GEO management is aiming to bring debt down to 3.5x EBITDA by FYE 23 and 3x by FYE 24, a move that reduces a ballooning interest expense and could also potentially open the door for the company to start returning capital to investors once again. See Exhibit B


Exhibit B


Now for the numbers. As I’ve outlined, various problems over the year have dragged down GEO’s share price to the point now where it appears quite cheap. In fact, as seen in Exhibits C and D, GEO’s trading multiples are close to the lowest they’ve ever been.


Exhibit C


Exhibit D


I’ve thrown together a DCF to value GEO intrinsically (See Exhibit E), which also makes the case that GEO could be undervalued.


Exhibit E


I’d say that many of the model’s assumptions were conservative—I had EBITDA declining at 2% a year into perpetuity to reflect the stagnating revenues of what you could argue is a structurally shrinking business. Additionally, I used a 7x EV/EBITDA (an average of comps pulled from the security and protection services industry) and a discount rate of 10%. These inputs led me to value GEO at $8.22/share, 16% above where it currently trades.
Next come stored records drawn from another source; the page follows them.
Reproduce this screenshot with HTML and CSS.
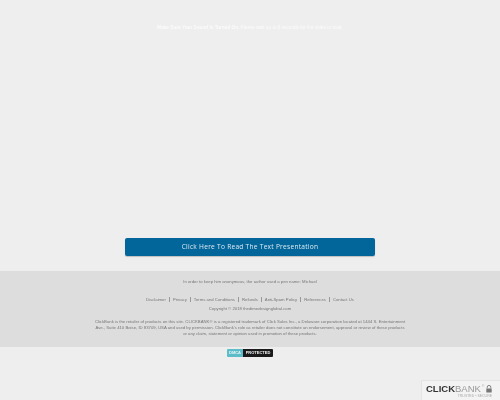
FILE: index.html
```html
<!DOCTYPE html>
<html lang="en">
<head>
<meta charset="utf-8">
<title>Text Presentation</title>
<link rel="stylesheet" href="styles.css">
</head>
<body>
<main class="hero">
  <p class="notice"><strong>Make Sure Your Sound Is Turned On.</strong> Please wait up to 8 seconds for the video to load.</p>
  <a class="cta" href="#">Click Here To Read The Text Presentation</a>
</main>
<footer class="footer">
  <p class="pen">In order to keep him anonymous, the author used a pen name: Michael</p>
  <nav class="links">
    <a href="#">Disclaimer</a><a href="#">Privacy</a><a href="#">Terms and Conditions</a><a href="#">Refunds</a><a href="#">Anti-Spam Policy</a><a href="#">References</a><a href="#">Contact Us</a>
  </nav>
  <p class="copy">Copyright © 2018 thedimedesignglobal.com</p>
  <p class="legal">ClickBank is the retailer of products on this site. CLICKBANK® is a registered trademark of Click Sales Inc., a Delaware corporation located at 1444 S. Entertainment Ave., Suite 410 Boise, ID 83709, USA and used by permission. ClickBank's role as retailer does not constitute an endorsement, approval or review of these products or any claim, statement or opinion used in promotion of these products.</p>
</footer>
<div class="dmca"><span class="dmca-l">DMCA</span><span class="dmca-r">PROTECTED</span></div>
<aside class="cb">
  <div class="cb-logo"><b>CLICK</b><span>BANK</span><sup>®</sup>
    <svg class="cb-lock" width="6" height="8" viewBox="0 0 6 8"><path d="M1.2 3.5V2.2a1.8 1.8 0 0 1 3.6 0v1.3" fill="none" stroke="#777" stroke-width="0.9"/><rect x="0.3" y="3.4" width="5.4" height="4.2" rx="0.5" fill="#777"/></svg>
  </div>
  <div class="cb-sub">TRUSTED • SECURE</div>
</aside>
</body>
</html>
```
FILE: styles.css
```css
html, body { margin: 0; padding: 0; }
html { background: #eeeeee; }
body {
  height: 400px;
  overflow: hidden;
  background: #eeeeee;
  font-family: "Liberation Sans", Arial, sans-serif;
  color: #666;
  position: relative;
  filter: blur(0.35px);
}
p { margin: 0; }
.hero {
  height: 271px;
  box-sizing: border-box;
  padding-top: 24px;
  display: flex;
  flex-direction: column;
  align-items: center;
}
.notice {
  font-size: 4.7px;
  line-height: 7px;
  color: #fbfbfb;
  text-align: center;
  white-space: nowrap;
}
.cta {
  margin-top: 207px;
  width: 250px;
  height: 18px;
  line-height: 18px;
  text-align: center;
  background: #02669b;
  border-radius: 2px;
  box-shadow: 0 1px 1px rgba(0, 0, 0, 0.2);
  color: #dfeaf2;
  font-family: "Open Sans", "Liberation Sans", sans-serif;
  font-size: 6.6px;
  letter-spacing: 0.26px;
  text-decoration: none;
}
.footer {
  height: 76px;
  box-sizing: border-box;
  background: #dddddd;
  padding-top: 8px;
  text-align: center;
  font-size: 4.25px;
  line-height: 6px;
  color: #777;
}
.links {
  margin-top: 12px;
  display: flex;
  justify-content: center;
}
.links a {
  color: #777;
  text-decoration: none;
  padding: 0 3px;
  border-right: 0.5px solid #999;
  height: 5px;
  line-height: 6px;
}
.links a:last-child { border-right: 0; }
.copy { margin-top: 4px; }
.legal {
  width: 311px;
  margin: 7px auto 0;
}
.dmca {
  display: flex;
  width: 46px;
  height: 8px;
  margin: 2px auto 0;
  font-size: 4px;
  line-height: 8px;
  font-weight: bold;
  text-align: center;
  border-radius: 1px;
  overflow: hidden;
}
.dmca-l { width: 16px; background: #5cbdc9; color: #e8f6f8; }
.dmca-r { flex: 1; background: #1a1a1a; color: #f2f2f2; }
.cb {
  position: absolute;
  right: 0;
  bottom: 0;
  width: 79px;
  height: 20px;
  box-sizing: border-box;
  background: #f3f3f3;
  border: 1px solid #e4e4e4;
  border-width: 1px 0 0 1px;
  padding: 3px 0 0 4px;
}
.cb-logo {
  display: flex;
  align-items: flex-start;
  font-size: 9.5px;
  line-height: 10px;
  letter-spacing: 0;
}
.cb-logo b { color: #333; }
.cb-logo span { color: #999; }
.cb-logo sup { font-size: 3px; line-height: 5px; color: #999; vertical-align: baseline; margin: 0 2px 0 1px; }
.cb-lock { margin-top: 1px; }
.cb-sub {
  font-size: 3.5px;
  line-height: 4px;
  color: #aaa;
  text-align: right;
  padding-right: 8px;
}
```
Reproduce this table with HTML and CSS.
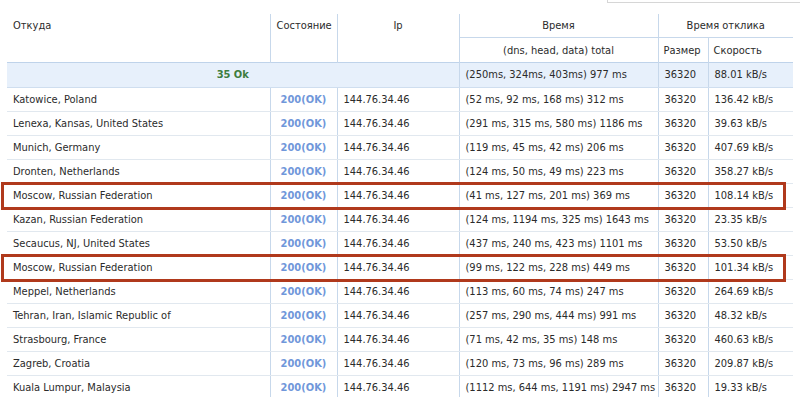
FILE: index.html
```html
<!DOCTYPE html>
<html lang="ru">
<head>
  <meta charset="UTF-8" />
  <title>Проверка доступности</title>
  <link rel="stylesheet" href="styles.css">
</head>
<body>
  <div class="toolbar">
    <div class="search-box"></div>
  </div>

  <div class="report">
    <table class="results">
      <colgroup>
        <col class="col-from">
        <col class="col-state">
        <col class="col-ip">
        <col class="col-time">
        <col class="col-size">
        <col class="col-speed">
      </colgroup>
      <thead>
        <tr class="head-top">
          <th rowspan="2" class="left">Откуда</th>
          <th rowspan="2">Состояние</th>
          <th rowspan="2">Ip</th>
          <th class="group">Время</th>
          <th colspan="2" class="group">Время отклика</th>
        </tr>
        <tr class="head-sub">
          <th>(dns, head, data) total</th>
          <th class="left">Размер</th>
          <th class="left">Скорость</th>
        </tr>
      </thead>
      <tbody>
        <tr class="summary">
          <td colspan="3" class="total-ok">35 Ok</td>
          <td>(250ms, 324ms, 403ms) 977 ms</td>
          <td>36320</td>
          <td>88.01 kB/s</td>
        </tr>
        <tr><td>Katowice, Poland</td><td class="status">200(OK)</td><td>144.76.34.46</td><td>(52 ms, 92 ms, 168 ms) 312 ms</td><td>36320</td><td>136.42 kB/s</td></tr>
        <tr><td>Lenexa, Kansas, United States</td><td class="status">200(OK)</td><td>144.76.34.46</td><td>(291 ms, 315 ms, 580 ms) 1186 ms</td><td>36320</td><td>39.63 kB/s</td></tr>
        <tr><td>Munich, Germany</td><td class="status">200(OK)</td><td>144.76.34.46</td><td>(119 ms, 45 ms, 42 ms) 206 ms</td><td>36320</td><td>407.69 kB/s</td></tr>
        <tr><td>Dronten, Netherlands</td><td class="status">200(OK)</td><td>144.76.34.46</td><td>(124 ms, 50 ms, 49 ms) 223 ms</td><td>36320</td><td>358.27 kB/s</td></tr>
        <tr><td>Moscow, Russian Federation</td><td class="status">200(OK)</td><td>144.76.34.46</td><td>(41 ms, 127 ms, 201 ms) 369 ms</td><td>36320</td><td>108.14 kB/s</td></tr>
        <tr><td>Kazan, Russian Federation</td><td class="status">200(OK)</td><td>144.76.34.46</td><td>(124 ms, 1194 ms, 325 ms) 1643 ms</td><td>36320</td><td>23.35 kB/s</td></tr>
        <tr><td>Secaucus, NJ, United States</td><td class="status">200(OK)</td><td>144.76.34.46</td><td>(437 ms, 240 ms, 423 ms) 1101 ms</td><td>36320</td><td>53.50 kB/s</td></tr>
        <tr><td>Moscow, Russian Federation</td><td class="status">200(OK)</td><td>144.76.34.46</td><td>(99 ms, 122 ms, 228 ms) 449 ms</td><td>36320</td><td>101.34 kB/s</td></tr>
        <tr><td>Meppel, Netherlands</td><td class="status">200(OK)</td><td>144.76.34.46</td><td>(113 ms, 60 ms, 74 ms) 247 ms</td><td>36320</td><td>264.69 kB/s</td></tr>
        <tr><td>Tehran, Iran, Islamic Republic of</td><td class="status">200(OK)</td><td>144.76.34.46</td><td>(257 ms, 290 ms, 444 ms) 991 ms</td><td>36320</td><td>48.32 kB/s</td></tr>
        <tr><td>Strasbourg, France</td><td class="status">200(OK)</td><td>144.76.34.46</td><td>(71 ms, 42 ms, 35 ms) 148 ms</td><td>36320</td><td>460.63 kB/s</td></tr>
        <tr><td>Zagreb, Croatia</td><td class="status">200(OK)</td><td>144.76.34.46</td><td>(120 ms, 73 ms, 96 ms) 289 ms</td><td>36320</td><td>209.87 kB/s</td></tr>
        <tr><td>Kuala Lumpur, Malaysia</td><td class="status">200(OK)</td><td>144.76.34.46</td><td>(1112 ms, 644 ms, 1191 ms) 2947 ms</td><td>36320</td><td>19.33 kB/s</td></tr>
      </tbody>
    </table>

    <!-- hand-drawn marks over the two Moscow rows -->
    <div class="mark mark-first"></div>
    <div class="mark mark-second"></div>
  </div>
</body>
</html>
```

FILE: styles.css
```css
*, *::before, *::after {
  box-sizing: border-box;
}

html, body {
  margin: 0;
  padding: 0;
  overflow: hidden;
}

body {
  font-family: "DejaVu Sans Condensed", "DejaVu Sans", sans-serif;
  font-size: 11px;
  color: #2b2b2b;
  background: #ffffff;
  width: 800px;
  height: 397px;
}

.toolbar {
  display: flex;
  justify-content: flex-end;
  height: 14px;
}

.search-box {
  width: 193px;
  height: 3px;
  border-left: 1px solid #d6d6d6;
  border-bottom: 1px solid #d6d6d6;
}

.report {
  position: relative;
  padding-left: 7px;
}

.results {
  width: 786px;
  table-layout: fixed;
  border-collapse: collapse;
}

.col-from { width: 263px; }
.col-state { width: 67px; }
.col-ip { width: 122px; }
.col-time { width: 199px; }
.col-size { width: 50px; }
.col-speed { width: 85px; }

th, td {
  padding: 0 6px;
  white-space: nowrap;
  overflow: hidden;
  text-align: left;
}

th {
  font-weight: normal;
  text-align: center;
  border-left: 1px solid #c7d8eb;
}

th.left {
  text-align: left;
  padding-left: 5px;
}

.head-top th:first-child {
  border-left: none;
  padding-left: 6px;
}

.head-top th {
  height: 23px;
  vertical-align: middle;
  padding-top: 1px;
}

.head-top th[rowspan] {
  vertical-align: top;
  padding-top: 5px;
}

.head-top th.group {
  border-bottom: 1px solid #c7d8eb;
}

.head-sub th {
  height: 25px;
  padding-top: 1px;
}

.summary td {
  height: 25px;
  background: #e7f0fb;
  border-top: 1px solid #bfd3ea;
  border-bottom: 1px solid #cfdeef;
  border-left: 1px solid #c7d8eb;
}

.summary td.total-ok {
  border-left: none;
  text-align: center;
  font-weight: bold;
  color: #3e7d3e;
}

tbody tr {
  height: 24px;
}

tbody td {
  border-bottom: 1px solid #e1e8ef;
  border-left: 1px solid #c7d8eb;
}

tbody td:first-child {
  border-left: none;
}

td.status {
  text-align: center;
  font-weight: bold;
  color: #7097da;
}

.mark {
  position: absolute;
  left: 1px;
  width: 785px;
  height: 28px;
  border: 3px solid #b0391c;
}

.mark-first {
  top: 168px;
}

.mark-second {
  top: 240px;
}
```
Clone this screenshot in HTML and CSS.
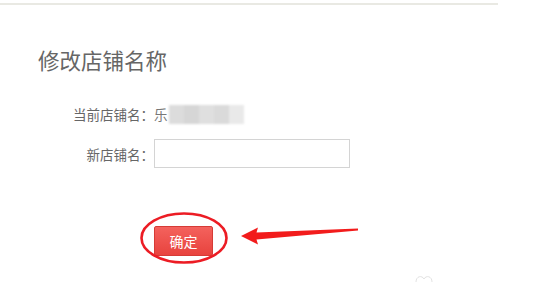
FILE: index.html
```html
<!DOCTYPE html>
<html lang="zh-CN">
<head>
<meta charset="utf-8">
<title>修改店铺名称</title>
<link rel="stylesheet" href="styles.css">
</head>
<body>
<div class="page">
  <div class="topbar"></div>
  <h1 class="title">修改店铺名称</h1>
  <div class="form">
    <div class="row row-current">
      <span class="label">当前店铺名：</span>
      <span class="value">乐<span class="mosaic"><i class="m1"></i><i class="m2"></i><i class="m3"></i><i class="m4"></i><i class="m5"></i></span></span>
    </div>
    <div class="row row-new">
      <label class="label" for="newname">新店铺名：</label>
      <input class="input" id="newname" type="text">
    </div>
    <div class="row row-btn">
      <button class="btn" type="button">确定</button>
    </div>
  </div>
  <svg class="annot" width="558" height="282" viewBox="0 0 558 282" aria-hidden="true">
    <ellipse cx="184" cy="238" rx="42.5" ry="24.5" fill="none" stroke="#ec1c24" stroke-width="2.6"/>
    <polygon points="241,236 258,227.5 256.5,232.5 358,228.5 358,230.5 256.5,239.5 258,244.5" fill="#f21c1c"/>
    <path d="M416 282 C416 276 422 275 424 279 C426 275 432 276 432 282" fill="none" stroke="#e2e2e2" stroke-width="1"/>
  </svg>
</div>
</body>
</html>
```
FILE: styles.css
```css
html, body {
  margin: 0;
  padding: 0;
  background: #ffffff;
}
body {
  font-family: "Noto Sans CJK SC", "Noto Sans", "DejaVu Sans", sans-serif;
  color: #666666;
}
.page {
  position: relative;
  width: 558px;
  height: 282px;
  overflow: hidden;
}
.topbar {
  margin-top: 3px;
  width: 498px;
  height: 2px;
  background: #e9e9e3;
}
.title {
  margin: 43px 0 0 38px;
  font-size: 21.5px;
  line-height: 24px;
  font-weight: normal;
  color: #666666;
}
.form {
  display: flex;
  flex-direction: column;
  margin-top: 32px;
  padding-left: 60px;
}
.row {
  display: flex;
  align-items: center;
}
.label {
  width: 94px;
  text-align: right;
  font-size: 13.5px;
  line-height: 20px;
  color: #666666;
}
.row-current {
  height: 20px;
}
.value {
  display: flex;
  align-items: center;
  font-size: 13.5px;
  line-height: 20px;
  color: #777777;
}
.mosaic {
  display: flex;
  margin-left: 1px;
  height: 19px;
  filter: blur(0.8px);
}
.mosaic i {
  display: block;
  width: 15px;
  height: 19px;
}
.m1 { background: #dcdcdc; }
.m2 { background: #d6d6d6; }
.m3 { background: #dfdfdf; }
.m4 { background: #dadada; }
.m5 { background: #e9e9e9; }
.row-new {
  margin-top: 15px;
}
.input {
  box-sizing: border-box;
  width: 196px;
  height: 29px;
  margin: 0;
  padding: 0 6px;
  border: 1px solid #d4d4d4;
  border-radius: 0;
  background: #ffffff;
  font-family: inherit;
  font-size: 13px;
}
.row-btn {
  margin-top: 58px;
  padding-left: 94px;
}
.btn {
  box-sizing: border-box;
  width: 59px;
  height: 30px;
  margin: 0;
  padding: 0;
  border: 1px solid #d63b36;
  border-radius: 2px;
  background: linear-gradient(#f4625d, #e8433e);
  color: #ffffff;
  font-family: inherit;
  font-size: 14px;
  line-height: 28px;
}
.annot {
  position: absolute;
  top: 0;
  left: 0;
  pointer-events: none;
}
```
I read an article that likened GEO to a cigar butt, which as described by Warren Buffett is an investing style where you pick a struggling company but it sells so cheap that you think it has one good puff left in it. I certainly don’t recommend making a habit out of buying cigar butt businesses (and I don’t think a value investor like Buffett would either considering he’s made his fortune by picking quality companies…as opposed to companies like this), but it could be appropriate the odd time for certain investors who are willing to take on the risk that comes with a more speculative investment. Overall, I’d give the company a cautious buy rating.


**I don’t own any shares myself at this time.